*Task statement*
In the listing below, locate the lines that hold the string "styles". Copy those lines.

╭─ Provided data

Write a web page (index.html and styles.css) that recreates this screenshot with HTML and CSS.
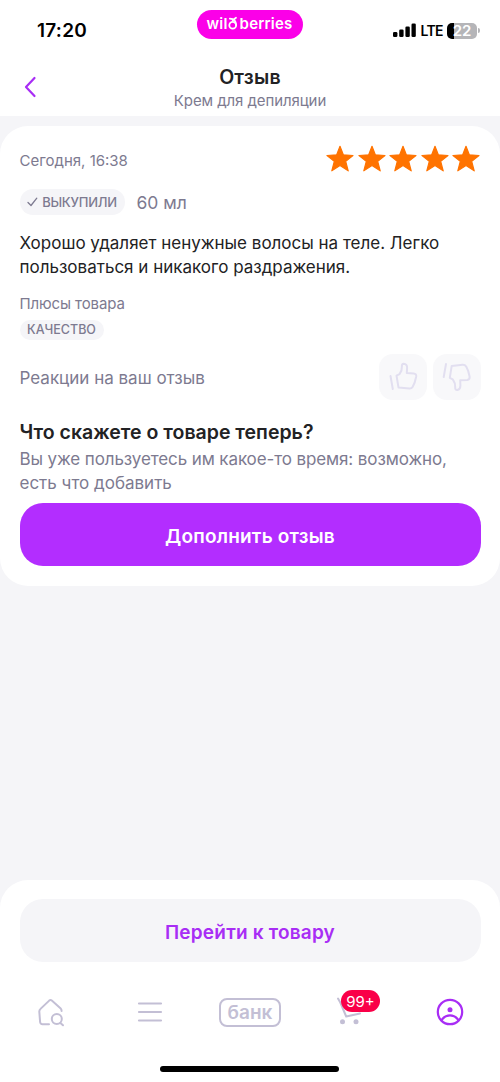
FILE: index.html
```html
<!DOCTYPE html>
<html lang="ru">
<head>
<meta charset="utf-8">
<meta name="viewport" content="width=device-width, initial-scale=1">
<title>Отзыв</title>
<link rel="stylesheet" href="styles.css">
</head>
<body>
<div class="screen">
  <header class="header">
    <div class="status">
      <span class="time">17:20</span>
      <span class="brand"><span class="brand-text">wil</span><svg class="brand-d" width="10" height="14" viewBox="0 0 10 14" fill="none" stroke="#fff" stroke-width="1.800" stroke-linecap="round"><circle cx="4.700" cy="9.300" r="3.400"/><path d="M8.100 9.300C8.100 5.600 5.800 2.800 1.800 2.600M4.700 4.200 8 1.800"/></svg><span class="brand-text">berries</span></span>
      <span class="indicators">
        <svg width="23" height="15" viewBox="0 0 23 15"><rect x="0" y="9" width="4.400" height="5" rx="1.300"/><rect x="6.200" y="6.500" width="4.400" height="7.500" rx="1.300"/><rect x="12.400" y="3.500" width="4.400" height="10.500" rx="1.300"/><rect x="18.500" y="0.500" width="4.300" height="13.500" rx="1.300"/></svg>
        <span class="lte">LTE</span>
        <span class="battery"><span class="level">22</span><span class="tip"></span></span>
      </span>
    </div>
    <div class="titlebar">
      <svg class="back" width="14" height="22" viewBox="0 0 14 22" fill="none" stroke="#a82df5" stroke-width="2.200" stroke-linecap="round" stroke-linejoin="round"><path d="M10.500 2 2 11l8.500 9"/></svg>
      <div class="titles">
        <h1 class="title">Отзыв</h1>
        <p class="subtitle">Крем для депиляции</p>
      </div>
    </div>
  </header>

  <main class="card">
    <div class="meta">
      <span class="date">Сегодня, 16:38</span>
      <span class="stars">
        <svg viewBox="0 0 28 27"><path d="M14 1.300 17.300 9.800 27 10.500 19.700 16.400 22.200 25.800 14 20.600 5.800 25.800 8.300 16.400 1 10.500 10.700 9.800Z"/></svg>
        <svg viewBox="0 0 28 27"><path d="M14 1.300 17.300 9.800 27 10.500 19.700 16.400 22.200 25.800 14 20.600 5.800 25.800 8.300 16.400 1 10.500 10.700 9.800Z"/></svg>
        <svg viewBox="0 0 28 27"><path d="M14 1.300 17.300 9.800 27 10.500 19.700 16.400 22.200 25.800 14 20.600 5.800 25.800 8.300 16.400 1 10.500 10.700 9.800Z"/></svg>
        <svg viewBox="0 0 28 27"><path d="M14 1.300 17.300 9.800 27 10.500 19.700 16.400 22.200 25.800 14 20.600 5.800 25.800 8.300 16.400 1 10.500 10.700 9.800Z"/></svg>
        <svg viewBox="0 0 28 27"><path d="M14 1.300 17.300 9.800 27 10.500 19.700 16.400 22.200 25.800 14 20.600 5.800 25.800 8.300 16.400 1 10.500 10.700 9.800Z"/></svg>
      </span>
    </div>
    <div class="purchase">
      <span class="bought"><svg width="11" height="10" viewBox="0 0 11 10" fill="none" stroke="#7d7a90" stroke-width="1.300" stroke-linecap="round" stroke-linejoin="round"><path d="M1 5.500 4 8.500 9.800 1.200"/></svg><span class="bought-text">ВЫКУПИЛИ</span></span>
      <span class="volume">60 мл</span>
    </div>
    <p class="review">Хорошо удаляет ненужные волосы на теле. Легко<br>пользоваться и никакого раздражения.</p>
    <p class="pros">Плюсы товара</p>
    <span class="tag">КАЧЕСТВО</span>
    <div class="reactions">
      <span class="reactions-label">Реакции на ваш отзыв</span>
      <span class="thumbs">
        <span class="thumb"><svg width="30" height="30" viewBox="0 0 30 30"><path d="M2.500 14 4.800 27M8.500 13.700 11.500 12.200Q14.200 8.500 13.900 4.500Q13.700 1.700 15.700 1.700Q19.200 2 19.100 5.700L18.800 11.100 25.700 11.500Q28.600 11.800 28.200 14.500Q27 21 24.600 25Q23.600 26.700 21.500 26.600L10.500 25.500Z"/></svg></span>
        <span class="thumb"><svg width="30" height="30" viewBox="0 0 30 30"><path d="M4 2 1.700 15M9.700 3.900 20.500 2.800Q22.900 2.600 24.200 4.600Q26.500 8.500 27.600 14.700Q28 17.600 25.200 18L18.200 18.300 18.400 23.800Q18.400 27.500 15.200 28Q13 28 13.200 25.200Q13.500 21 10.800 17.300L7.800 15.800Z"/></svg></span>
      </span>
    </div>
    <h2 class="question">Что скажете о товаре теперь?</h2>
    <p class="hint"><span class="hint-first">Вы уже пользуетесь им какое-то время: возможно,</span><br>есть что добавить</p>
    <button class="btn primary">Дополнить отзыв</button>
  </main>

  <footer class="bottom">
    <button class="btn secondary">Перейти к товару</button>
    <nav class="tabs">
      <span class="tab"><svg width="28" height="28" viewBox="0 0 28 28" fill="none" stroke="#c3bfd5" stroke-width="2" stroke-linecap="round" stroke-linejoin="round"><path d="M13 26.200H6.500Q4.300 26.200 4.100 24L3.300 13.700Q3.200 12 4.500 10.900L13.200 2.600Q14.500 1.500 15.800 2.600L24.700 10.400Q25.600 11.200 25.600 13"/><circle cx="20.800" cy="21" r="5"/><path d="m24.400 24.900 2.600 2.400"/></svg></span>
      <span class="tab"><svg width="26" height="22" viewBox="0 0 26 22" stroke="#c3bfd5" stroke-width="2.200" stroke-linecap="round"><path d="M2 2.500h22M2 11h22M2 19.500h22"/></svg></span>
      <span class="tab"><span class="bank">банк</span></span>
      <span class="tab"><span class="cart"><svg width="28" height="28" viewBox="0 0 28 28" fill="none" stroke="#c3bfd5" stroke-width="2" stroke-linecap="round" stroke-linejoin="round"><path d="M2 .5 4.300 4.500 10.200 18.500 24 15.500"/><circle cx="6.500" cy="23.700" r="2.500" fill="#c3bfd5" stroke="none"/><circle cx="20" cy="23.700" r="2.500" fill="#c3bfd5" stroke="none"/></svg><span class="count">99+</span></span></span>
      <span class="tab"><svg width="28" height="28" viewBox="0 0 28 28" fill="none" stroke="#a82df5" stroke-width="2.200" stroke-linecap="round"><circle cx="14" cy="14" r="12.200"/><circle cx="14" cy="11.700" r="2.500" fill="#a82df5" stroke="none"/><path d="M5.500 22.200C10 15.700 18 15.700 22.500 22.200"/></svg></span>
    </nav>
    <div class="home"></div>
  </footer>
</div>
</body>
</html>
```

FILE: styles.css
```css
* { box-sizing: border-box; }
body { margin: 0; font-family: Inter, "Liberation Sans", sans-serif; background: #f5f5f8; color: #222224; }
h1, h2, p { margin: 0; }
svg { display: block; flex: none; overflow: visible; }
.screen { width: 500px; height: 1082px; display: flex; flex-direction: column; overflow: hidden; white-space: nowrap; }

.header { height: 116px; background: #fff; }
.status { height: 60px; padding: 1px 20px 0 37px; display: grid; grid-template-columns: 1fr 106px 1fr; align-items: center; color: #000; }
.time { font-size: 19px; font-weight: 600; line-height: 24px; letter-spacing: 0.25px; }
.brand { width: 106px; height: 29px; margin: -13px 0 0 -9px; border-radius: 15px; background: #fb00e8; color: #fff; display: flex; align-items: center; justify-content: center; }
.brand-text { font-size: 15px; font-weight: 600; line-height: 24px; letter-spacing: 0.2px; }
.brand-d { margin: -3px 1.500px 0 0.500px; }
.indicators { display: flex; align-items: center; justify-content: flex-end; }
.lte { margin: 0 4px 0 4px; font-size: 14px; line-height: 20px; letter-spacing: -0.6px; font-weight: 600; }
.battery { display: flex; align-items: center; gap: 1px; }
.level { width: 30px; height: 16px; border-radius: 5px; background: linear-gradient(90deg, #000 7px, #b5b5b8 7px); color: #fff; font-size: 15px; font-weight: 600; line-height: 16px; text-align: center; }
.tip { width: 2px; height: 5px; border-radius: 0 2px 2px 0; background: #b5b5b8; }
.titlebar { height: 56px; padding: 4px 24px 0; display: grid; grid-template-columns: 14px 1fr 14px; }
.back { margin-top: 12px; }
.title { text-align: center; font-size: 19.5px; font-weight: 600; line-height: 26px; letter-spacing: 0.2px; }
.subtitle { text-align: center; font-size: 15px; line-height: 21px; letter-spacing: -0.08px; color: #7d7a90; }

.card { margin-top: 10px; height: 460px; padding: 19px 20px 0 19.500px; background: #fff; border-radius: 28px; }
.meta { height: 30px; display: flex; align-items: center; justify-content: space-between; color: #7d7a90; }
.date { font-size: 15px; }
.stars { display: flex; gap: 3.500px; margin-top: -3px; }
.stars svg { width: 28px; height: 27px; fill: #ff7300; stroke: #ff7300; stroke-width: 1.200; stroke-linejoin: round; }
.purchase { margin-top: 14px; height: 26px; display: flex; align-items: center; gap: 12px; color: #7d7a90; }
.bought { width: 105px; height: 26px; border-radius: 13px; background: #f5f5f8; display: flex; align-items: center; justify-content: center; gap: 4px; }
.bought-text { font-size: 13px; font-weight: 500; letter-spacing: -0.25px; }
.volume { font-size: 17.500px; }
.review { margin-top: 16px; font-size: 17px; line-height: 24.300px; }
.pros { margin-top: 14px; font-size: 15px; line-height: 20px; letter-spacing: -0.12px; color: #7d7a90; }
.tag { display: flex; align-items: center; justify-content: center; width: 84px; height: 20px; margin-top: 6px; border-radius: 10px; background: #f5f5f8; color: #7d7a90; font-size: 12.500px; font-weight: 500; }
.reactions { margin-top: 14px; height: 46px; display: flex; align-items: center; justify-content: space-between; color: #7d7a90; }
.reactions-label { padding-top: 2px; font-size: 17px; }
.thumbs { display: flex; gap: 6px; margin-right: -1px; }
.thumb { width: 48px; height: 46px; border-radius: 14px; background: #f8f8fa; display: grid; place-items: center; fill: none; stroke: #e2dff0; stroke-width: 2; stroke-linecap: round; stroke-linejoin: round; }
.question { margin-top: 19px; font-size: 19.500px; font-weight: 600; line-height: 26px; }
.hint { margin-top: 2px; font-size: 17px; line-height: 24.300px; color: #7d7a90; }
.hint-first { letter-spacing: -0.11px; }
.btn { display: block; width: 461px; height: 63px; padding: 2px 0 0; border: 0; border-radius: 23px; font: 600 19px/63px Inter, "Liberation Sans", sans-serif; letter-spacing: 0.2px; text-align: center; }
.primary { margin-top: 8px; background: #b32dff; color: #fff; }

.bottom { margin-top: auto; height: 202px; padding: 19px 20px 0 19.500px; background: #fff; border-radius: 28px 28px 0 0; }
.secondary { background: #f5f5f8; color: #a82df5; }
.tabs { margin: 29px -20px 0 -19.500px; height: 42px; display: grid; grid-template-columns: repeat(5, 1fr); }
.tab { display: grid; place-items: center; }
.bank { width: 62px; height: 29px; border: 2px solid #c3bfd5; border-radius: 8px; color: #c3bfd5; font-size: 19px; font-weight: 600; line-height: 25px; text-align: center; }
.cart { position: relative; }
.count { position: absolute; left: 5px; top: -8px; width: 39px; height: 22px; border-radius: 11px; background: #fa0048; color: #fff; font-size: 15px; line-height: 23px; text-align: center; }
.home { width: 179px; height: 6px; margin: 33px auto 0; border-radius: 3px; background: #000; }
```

╰─

*Problem solution*
Write a web page (index.html and styles.css) that recreates this screenshot with HTML and CSS.
<link rel="stylesheet" href="styles.css">
FILE: styles.css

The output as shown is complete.